In his Best Directing acceptance speech, the Mexico-born filmmaker spoke about what this win meant to him, saying: “I am an immigrant. And in the last 25 years, I’ve been living in a country all of our own. Part of it is here, part of it is in Europe, part of it is everywhere. Because I think the greatest thing that art does, and that our industry does, is erase the lines in the sand when the world tells us to make them deeper.”
Once again, the Academy has recognized sci-fi before but the big awards have not seen a presence from the genre, aside from a few outliers. The Shape of Water is a film that balances heart, comedy, politics, family, diversity and much more in a visually mesmerizing manner. Del Toro blends genres seamlessly while never losing its sci-fi roots, all while telling the simple story of star-crossed lovers.
And then, the unthinkable happened. Winning over favourites such as Three Billboards Outside Ebbing, Missouri and Call Me By Your Name, The Shape of Water took home the Academy Award for Best Picture. Finally, the Academy said to the sci-fi genre, we recognize your contributions to cinema.
In his Best Picture acceptance speech — which he made as producer of the movie, instead of as its writer and director — del Toro was briefer and punchier. He spoke about growing up in Mexico watching foreign films, and about adding his own legacy to the legacy of the filmmakers he was inspired by. He also suggested The Shape of Water could be seen as an example to other filmmakers, proving that genre fantasy can be used to address real-world issues and controversies. “This is a door,” he ended with. “Kick it open and come in.”

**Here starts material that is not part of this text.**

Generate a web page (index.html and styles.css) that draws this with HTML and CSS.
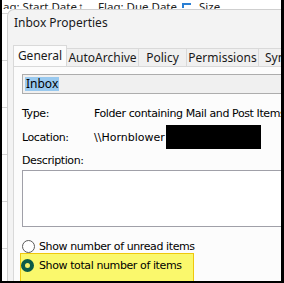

Finally after films like Made Max: Fury Road and Arrival being snubbed in its major categories it was nominated in, a film like The Shape of Water debuts to say, yes, sci-fi films do indeed have a chance at being presented on the grandest stage in cinema. One that put a spotlight on disabilities and diversity and was not afraid to challenge society’s norms.
Now, obviously in the title I said “small but meaningful.” I titled it this way because there were still plenty of films this year that were overlooked and outright snubbed. War for the Planet of the Apes, Blade Runner 2049 and Wonder Woman in particular were three films that boasted fantastic writing and direction as well as superb performances and stunning visual effects. But the stigma of genre based films struck again and sadly, all films were left out of contention in major categories, save for Blade Runner 2049 which took home two technical awards (one being for an incredibly deserving Roger A. Deakins). However, after the wins of Get Out and The Shape of Water, it seems as though the Academy is making small steps into a new era of movie awards. One that does not only look towards what dramatic outing has people crying in their seats. At a time where the public and critics are a bigger divide than ever, maybe the Academy is looking to recognize films that fans continuously flock to, whether it be to see their favourite superhero or to see some much needed diversity in Hollywood. For years the Academy added buzz to mainly small films. Now, it may be the time where everyone gets a fair chance at the coveted prizes. One can only hope that history does not repeat itself and see the Academy retread similar waters for future shows.